From the shame of being a hub of crime and drug abuse, this small village has come a long way to being proud. Today, Chakar, 60 km from Ludhiana, is known as the ‘first model village of Punjab’.
In June last, when Sangrur deputy commissioner Arshdeep Singh Thind visited Chakar, he had brought more than 35 village panchayats along, so that they could draw inspiration.
Thind wanted the panchayat team to see how Chakar was treating its sewerage water to water fields, and how its ponds had been turned into lakes for boating.
Thind also wanted the visitors to see how happy Chakar was — the village men and women content with the work opportunities, and the youths, earlier consumed by the demon of drug abuse, now sweating it out at the Sher-e-Punjab sports academy and the six village gyms, one for girls.
And discipline? Chakar panchayat has a uniform too — white ‘kurta pajama’ and maroon turbans for males and white Punjabi suit with maroon dupattas for women.
It was in February 2011 that Chakar took it upon itself to turn its fate around. An excited Major Singh, the village sarpanch, swells with pride as he shows around the under-construction panchayat house. He says it will have two suites where tourists can stay overnight, a dining mess and an “internet room”.
Also, the village’s recently constructed and renovated bus stands have separate waiting areas for men and women, besides toilets, something that was missing before. Major Singh also says to widen the streets and promote cycling, villagers have been told to remove all encroachments so that a separate cycling and pedestrian paths could be built.
The village also has a dedicated place where villagers throw their daily waste. The place is surrounded by walls where cow dung is dumped and later used by farmers as manure.
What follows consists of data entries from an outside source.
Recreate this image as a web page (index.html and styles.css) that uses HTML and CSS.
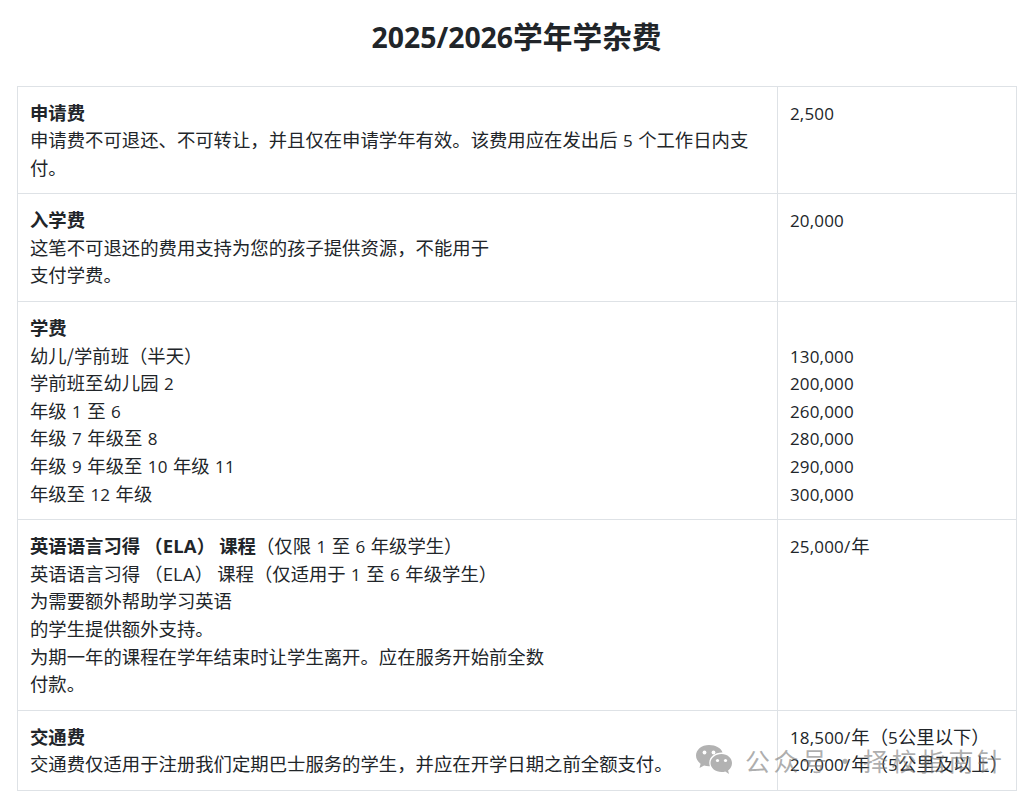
FILE: index.html
```html
<!DOCTYPE html>
<html lang="zh-CN">
<head>
<meta charset="utf-8">
<title>2025/2026学年学杂费</title>
<link rel="stylesheet" href="styles.css">
</head>
<body>
<main class="page">
<h1 class="title"><span class="lat-title">2025/2026</span>学年学杂费</h1>
<table class="fees">
<colgroup><col class="col-desc"><col class="col-amt"></colgroup>
<tbody>
<tr>
<td><strong>申请费</strong><br>申请费不可退还、不可转让，并且仅在申请学年有效。该费用应在发出后<span class="lat"> 5 </span>个工作日内支付。</td>
<td><span class="lat">2,500</span></td>
</tr>
<tr>
<td><strong>入学费</strong><br>这笔不可退还的费用支持为您的孩子提供资源，不能用于<br>支付学费。</td>
<td><span class="lat">20,000</span></td>
</tr>
<tr>
<td><strong>学费</strong><br>幼儿/学前班（半天）<br>学前班至幼儿园<span class="lat"> 2</span><br>年级<span class="lat"> 1 </span>至<span class="lat"> 6</span><br>年级<span class="lat"> 7 </span>年级至<span class="lat"> 8</span><br>年级<span class="lat"> 9 </span>年级至<span class="lat"> 10 </span>年级<span class="lat"> 11</span><br>年级至<span class="lat"> 12 </span>年级</td>
<td><br><span class="lat">130,000</span><br><span class="lat">200,000</span><br><span class="lat">260,000</span><br><span class="lat">280,000</span><br><span class="lat">290,000</span><br><span class="lat">300,000</span></td>
</tr>
<tr>
<td><strong>英语语言习得 （<span class="lat abbr">ELA</span>） 课程</strong>（仅限<span class="lat"> 1 </span>至<span class="lat"> 6 </span>年级学生）<br>英语语言习得 （<span class="lat abbr">ELA</span>） 课程（仅适用于<span class="lat"> 1 </span>至<span class="lat"> 6 </span>年级学生）<br>为需要额外帮助学习英语<br>的学生提供额外支持。<br>为期一年的课程在学年结束时让学生离开。应在服务开始前全数<br>付款。</td>
<td><span class="lat">25,000/</span><span class="unit">年</span></td>
</tr>
<tr>
<td><strong>交通费</strong><br>交通费仅适用于注册我们定期巴士服务的学生，并应在开学日期之前全额支付。</td>
<td class="nowrap"><span class="lat">18,500/</span><span class="unit">年</span>（<span class="lat">5</span>公里以下）<br><span class="lat">20,000/</span><span class="unit">年</span>（<span class="lat">5</span>公里及以上）</td>
</tr>
</tbody>
</table>
</main>
<div class="watermark">
<svg class="wm-icon" width="38" height="32" viewBox="0 0 38 32" aria-hidden="true">
<path class="wm-fill" d="M14 1C6.500 1 1 5.800 1 11.600c0 3.300 1.800 6.200 4.600 8.200L4.500 24l4.600-2.400c1.600.5 3.200.7 4.900.7h.9c-.4-1.100-.6-2.300-.6-3.500 0-5.900 5.500-10.200 12.400-10.200h.8C26.400 4.200 20.800 1 14 1z"/>
<circle class="wm-cut" cx="9.500" cy="8.500" r="1.900"/>
<circle class="wm-cut" cx="18.500" cy="8.500" r="1.900"/>
<path class="wm-fill" d="M26.500 10C20.500 10 15.500 14 15.500 19c0 5 5 9 11 9 1.300 0 2.600-.2 3.800-.6L34 30l-.9-3.500c2.400-1.700 3.900-4.400 3.900-7.500 0-5-4.500-9-10.500-9z"/>
<circle class="wm-cut" cx="22.500" cy="16.500" r="1.600"/>
<circle class="wm-cut" cx="30.500" cy="16.500" r="1.600"/>
</svg>
<span class="wm-text">公众号<span class="wm-dot">·</span>择校指南针</span>
</div>
</body>
</html>
```
FILE: styles.css
```css
html, body {
  margin: 0;
  padding: 0;
  background: #fff;
}
body {
  font-family: "Noto Sans CJK SC", "Open Sans", sans-serif;
  color: #212529;
  font-size: 18.36px;
  line-height: 27.6px;
  height: 801px;
  overflow: hidden;
  position: relative;
}
.page {
  padding: 0 20px 0 17px;
}
.title {
  margin: 0;
  height: 85.500px;
  box-sizing: border-box;
  padding-top: 15px;
  line-height: 42px;
  font-size: 29.700px;
  font-weight: 700;
  text-align: center;
}
.lat-title {
  font-family: "Open Sans", sans-serif;
  font-size: 28.400px;
  line-height: 0;
}
.fees {
  width: 999px;
  table-layout: fixed;
  border-collapse: collapse;
}
.col-desc { width: 760px; }
.col-amt { width: 239px; }
.fees td {
  border: 1px solid #dee2e6;
  padding: 12px;
  vertical-align: top;
}
.fees .nowrap { white-space: nowrap; }
.fees strong { font-weight: 700; }
.lat {
  font-family: "Open Sans", sans-serif;
  font-size: 17px;
  line-height: 0;
  letter-spacing: 0.15px;
  word-spacing: 0.8px;
}
.abbr { font-size: 18.500px; }
.unit { margin-left: 1px; }
.watermark {
  position: absolute;
  left: 695px;
  top: 742px;
  display: flex;
  align-items: center;
  gap: 12px;
  color: rgba(120, 120, 120, 0.6);
  pointer-events: none;
}
.wm-icon { display: block; }
.wm-fill { fill: #b2b2b2; }
.wm-cut { fill: #fff; }
.wm-text {
  font-size: 25px;
  line-height: 36px;
  white-space: nowrap;
  letter-spacing: 3.500px;
}
.wm-dot { margin: 0 2px; }
```
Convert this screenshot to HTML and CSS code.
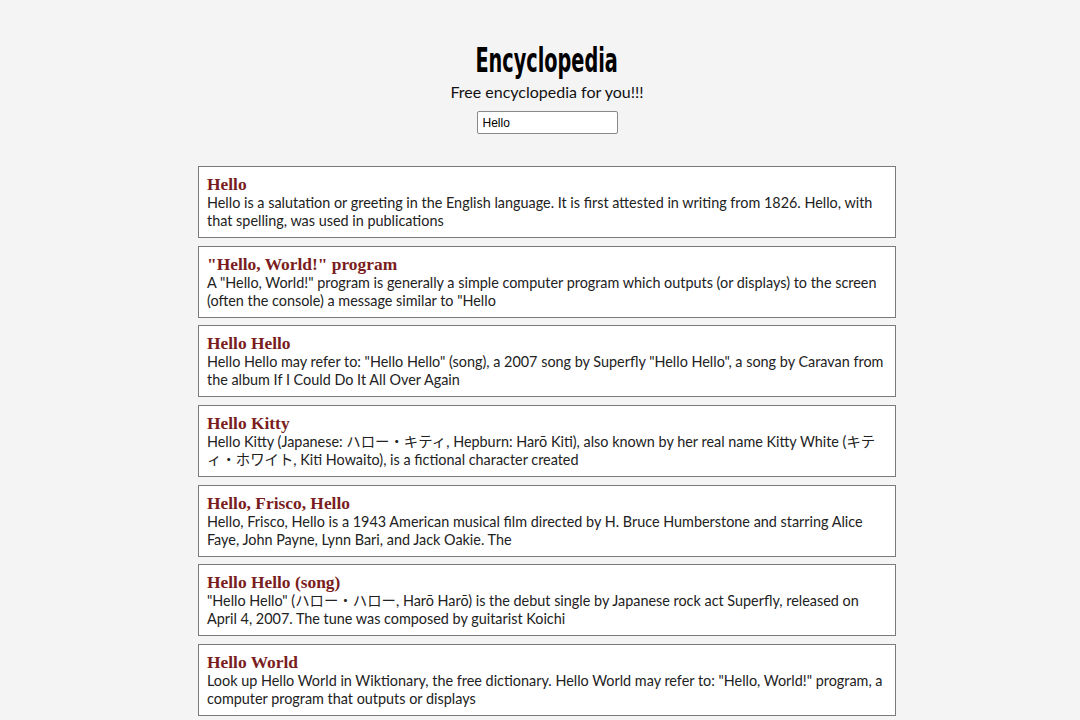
FILE: index.html
```html
<!DOCTYPE html>
<html>
<head>
<meta charset="utf-8">
<link rel="stylesheet" href="styles.css">
</head>
<body>
<div class="page">
  <header class="header">
    <h1 class="title">Encyclopedia</h1>
    <p class="subtitle">Free encyclopedia for you!!!</p>
    <input class="search" type="text" value="Hello">
  </header>
  <main class="results">
    <div class="card">
      <h2 class="card-title">Hello</h2>
      <p class="card-text">Hello is a salutation or greeting in the English language. It is first attested in writing from 1826. Hello, with that spelling, was used in publications</p>
    </div>
    <div class="card">
      <h2 class="card-title">"Hello, World!" program</h2>
      <p class="card-text">A "Hello, World!" program is generally a simple computer program which outputs (or displays) to the screen (often the console) a message similar to "Hello</p>
    </div>
    <div class="card">
      <h2 class="card-title">Hello Hello</h2>
      <p class="card-text">Hello Hello may refer to: "Hello Hello" (song), a 2007 song by Superfly "Hello Hello", a song by Caravan from the album If I Could Do It All Over Again</p>
    </div>
    <div class="card">
      <h2 class="card-title">Hello Kitty</h2>
      <p class="card-text">Hello Kitty (Japanese: ハロー・キティ, Hepburn: Harō Kiti), also known by her real name Kitty White (キティ・ホワイト, Kiti Howaito), is a fictional character created</p>
    </div>
    <div class="card">
      <h2 class="card-title">Hello, Frisco, Hello</h2>
      <p class="card-text">Hello, Frisco, Hello is a 1943 American musical film directed by H. Bruce Humberstone and starring Alice Faye, John Payne, Lynn Bari, and Jack Oakie. The</p>
    </div>
    <div class="card">
      <h2 class="card-title">Hello Hello (song)</h2>
      <p class="card-text">"Hello Hello" (ハロー・ハロー, Harō Harō) is the debut single by Japanese rock act Superfly, released on April 4, 2007. The tune was composed by guitarist Koichi</p>
    </div>
    <div class="card">
      <h2 class="card-title">Hello World</h2>
      <p class="card-text">Look up Hello World in Wiktionary, the free dictionary. Hello World may refer to: "Hello, World!" program, a computer program that outputs or displays</p>
    </div>
  </main>
</div>
</body>
</html>
```
FILE: styles.css
```css
html, body {
  margin: 0;
  padding: 0;
  background: #f5f4f5;
}
body {
  padding-left: 14px;
  font-family: "Lato", "Noto Sans CJK JP", sans-serif;
  color: #222;
}
.page {
  width: 698px;
  margin: 0 auto;
}
.header {
  display: flex;
  flex-direction: column;
  align-items: center;
  padding-top: 40px;
}
.title {
  margin: 0;
  font-family: "DejaVu Sans", sans-serif;
  font-weight: bold;
  font-size: 34px;
  line-height: 40px;
  color: #000;
  transform: scaleX(0.567);
}
.subtitle {
  margin: 2px 0 0;
  font-size: 16px;
  line-height: 20px;
  color: #111;
}
.search {
  margin-top: 9px;
  width: 141px;
  height: 23px;
  box-sizing: border-box;
  border: 1px solid #888;
  border-radius: 2px;
  background: #fff;
  padding: 1px 5px;
  font-family: "Liberation Sans", Arial, sans-serif;
  font-size: 12px;
  color: #000;
}
.results {
  margin-top: 32px;
  display: flex;
  flex-direction: column;
  gap: 7.67px;
}
.card {
  background: #fff;
  border: 1px solid #7a7a7a;
  padding: 8px 8px 7px 8px;
}
.card-title {
  margin: 0;
  font-family: "Liberation Serif", "Times New Roman", serif;
  font-weight: bold;
  font-size: 17.4px;
  line-height: 19px;
  color: #7a1d21;
}
.card-text {
  margin: 0;
  font-size: 14.4px;
  line-height: 18px;
  color: #222;
}
```
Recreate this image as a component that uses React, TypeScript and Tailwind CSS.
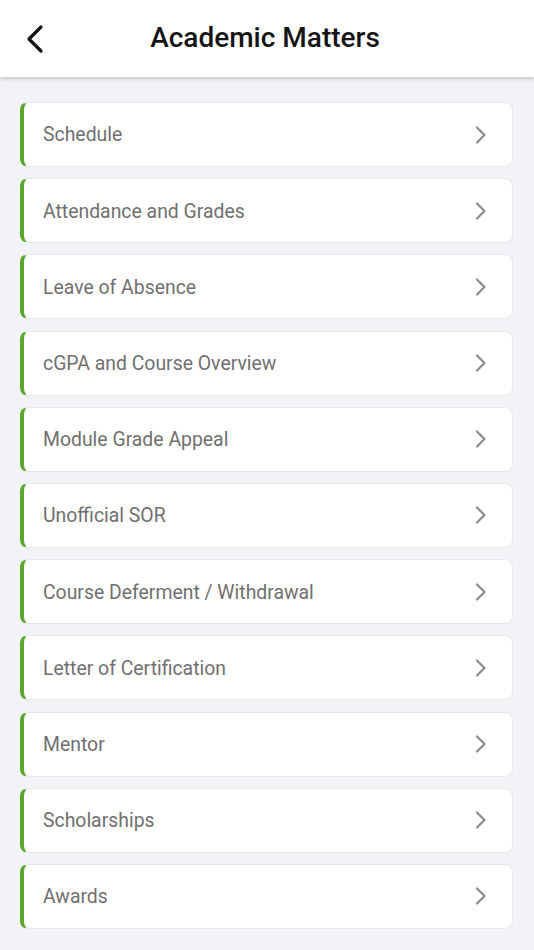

So much for greenery that Chakar claims to have planted more than 35,000, a third of them fruit-bearing.
‘Thanks to NRI brothers’
While Chakar panchayat members praise the villagers for their cooperation, the village is particularly grateful to its “NRI brothers”
“The NRI sons of the village converted our village to heaven... but despite spending so much money on the village they do not wish to come into limelight,” Major Singh says.
Nirmal Kingra, an NRI from Chakar who spends half of the year in the village to keep a tab on the construction work, says government funds account for only 2% of the total development cost. “That support also came after asking several times,” he says.
There are many who want the government to do more. “Sadly, the Punjab heritage and tourism promotion board has never made a single effort to popularise our village,” says Balwant Singh Sandhu, a professor, who has also penned a book on Chakar. Well, that’s a first too, perhaps.